Target: Stephen McNeil, Premier of Nova Scotia
Goal: Accompany improved animal protection regulations with more enforcement officers
Strengthened animal protection laws have recently come into effect in the Canadian province of Nova Scotia. Amendments to the province’s Animal Protection Act have outlawed tethering pets for periods longer than 12 hours and require a veterinary certificate of health to accompany any animal sold in the province. The new amendments have also increased punishments for those who break animal protection laws.
The new comprehensive regulations will allow animal rights inspectors to break car windows if a distressed animal is trapped inside without its owner. The laws will cut sales by irresponsible, cash-focused breeders who often sell unhealthy or improperly socialized pets without veterinarian checkups. Enforcement officials will also be able to write on-the-spot tickets to those found abusing animals.
These new laws were made with the input of over 300 members of the public. While the regulations could mean a monumental change for the province’s animal protection abilities, experts are apprehensive about whether or not the province has the resources to enforce them. Currently, there are 18 trained Society for the Prevention of Cruelty to Animals (SPCA) inspectors throughout the entirety of Canada, with only two of them stationed in Nova Scotia. This forces the officers to rely largely on public reports in order to find and stop animal cruelty.

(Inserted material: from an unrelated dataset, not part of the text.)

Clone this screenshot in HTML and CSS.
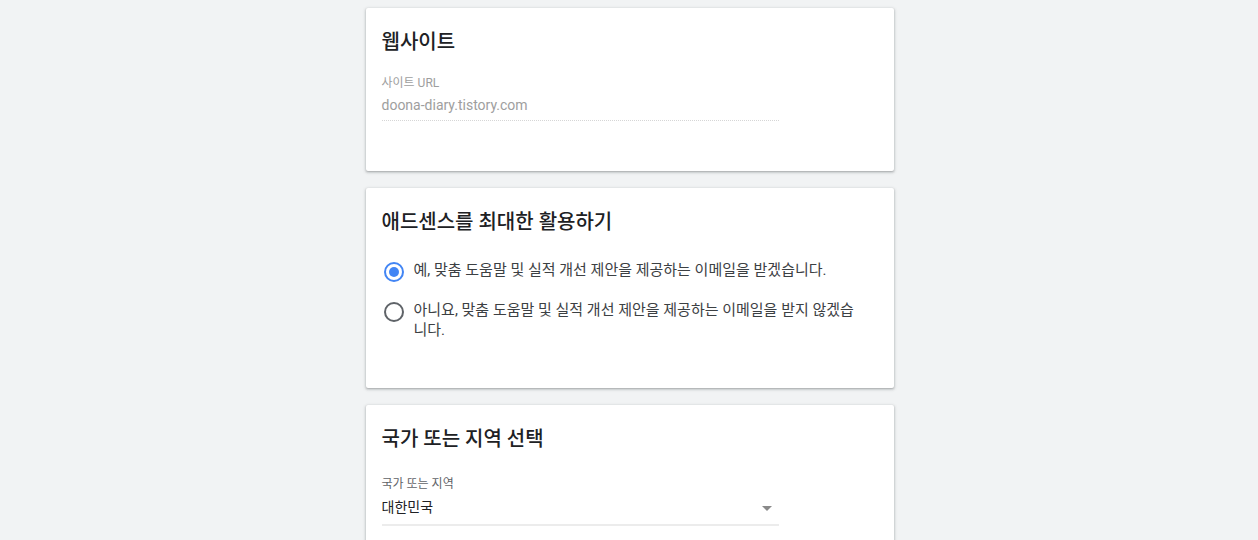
FILE: index.html
```html
<!DOCTYPE html>
<html>
<head>
  <title>애드센스 가입</title>
  <meta name="viewport" content="width=device-width, initial-scale=1">
  <link rel="stylesheet" href="styles.css">
</head>
<body>
  <div class="page">
    <div class="card">
      <h2 class="card-title">웹사이트</h2>
      <div class="field field-disabled">
        <span class="field-label">사이트 URL</span>
        <span class="field-value">doona-diary.tistory.com</span>
      </div>
    </div>

    <div class="card card-radios">
      <h2 class="card-title">애드센스를 최대한 활용하기</h2>
      <label class="radio-row">
        <input type="radio" name="mail" checked><span class="radio"></span>
        <span class="radio-text">예, 맞춤 도움말 및 실적 개선 제안을 제공하는 이메일을 받겠습니다.</span>
      </label>
      <label class="radio-row">
        <input type="radio" name="mail"><span class="radio"></span>
        <span class="radio-text">아니요, 맞춤 도움말 및 실적 개선 제안을 제공하는 이메일을 받지 않겠습니다.</span>
      </label>
    </div>

    <div class="card">
      <h2 class="card-title">국가 또는 지역 선택</h2>
      <div class="field field-select">
        <span class="field-label">국가 또는 지역</span>
        <span class="field-value">대한민국<span class="arrow"></span></span>
      </div>
    </div>
  </div>
</body>
</html>
```

FILE: styles.css
```css
body { margin:0; background:#f1f3f4; font-family:Roboto,"Noto Sans CJK KR",sans-serif; color:#202124; }
.page { width:528px; margin:0 auto; padding:8px 0 0 1px; display:flex; flex-direction:column; gap:17px; }
.card { background:white; border-radius:2px; padding:24px 16px 50px;
        box-shadow:0 1px 2px rgba(60,64,67,0.3), 0 1px 3px 1px rgba(60,64,67,0.15); }
.card-title { margin:0; font-size:20px; line-height:20px; font-weight:500; color:#202124; }

.field { width:397px; margin-top:23px; display:flex; flex-direction:column; }
.field-label { font-size:12px; line-height:16px; color:#9e9e9e; }
.field-value { font-size:14px; line-height:20px; margin-top:4px; padding-bottom:5px; position:relative; }
.field-disabled .field-value { color:#9e9e9e; border-bottom:1px dotted #d6d6d6; }
.field-select { margin-top:27px; }
.field-select .field-label { color:#5f6368; }
.field-select .field-value { color:#202124; margin-top:5px; padding-bottom:7px; border-bottom:2px solid #ececec; }
.arrow { position:absolute; right:7px; top:9px; width:0; height:0;
         border-left:5px solid transparent; border-right:5px solid transparent; border-top:5px solid #8a8a8a; }

.card-radios { padding-bottom:48px; }
.radio-row { display:flex; align-items:flex-start; gap:10px; margin-top:20px; cursor:pointer; padding-left:2px; }
.card-radios .card-title + .radio-row { margin-top:30px; }
.radio-row input { display:none; }
.radio { flex:none; width:16px; height:16px; border:2px solid #5f6368; border-radius:50%; margin-top:0; position:relative; }
.radio-row input:checked + .radio { border-color:#4285f4; }
.radio-row input:checked + .radio:before { content:""; position:absolute; left:3px; top:3px; width:10px; height:10px;
                                            border-radius:50%; background:#4285f4; }
.radio-text { font-size:15px; line-height:20px; color:#3c4043; max-width:450px; margin-top:-2px; }
```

New protection laws alone will have only a minor impact on animal cruelty in Nova Scotia. The government and SPCA should also be focusing on improving their ability to enforce such laws. Sign the petition below to ask for an improved network of SPCA-trained protection officers in Nova Scotia.
Dear Premier McNeil,
Animal protection laws in Nova Scotia were recently strengthened. All pets sold in the province will now require a bill of health from a practicing veterinarian and punishments for animal abusers have increased. Pets can no longer be tethered for more than 12 hours a day, and animal protection officers can now break distressed animals out of locked vehicles.
While these laws, created with the input of the public, have the potential to create meaningful change in Nova Scotia’s animal welfare landscape, they are almost useless without officers to enforce them. Currently, the province employs only two SPCA-trained enforcement officers, forcing them to rely largely on the public to report crimes against animals.
To improve the efficacy of Nova Scotia’s comprehensive animal protection laws, more SPCA officers are needed. We, the undersigned, applaud your province’s new animal welfare regulations, but ask that enforcement capacity be strengthened as well.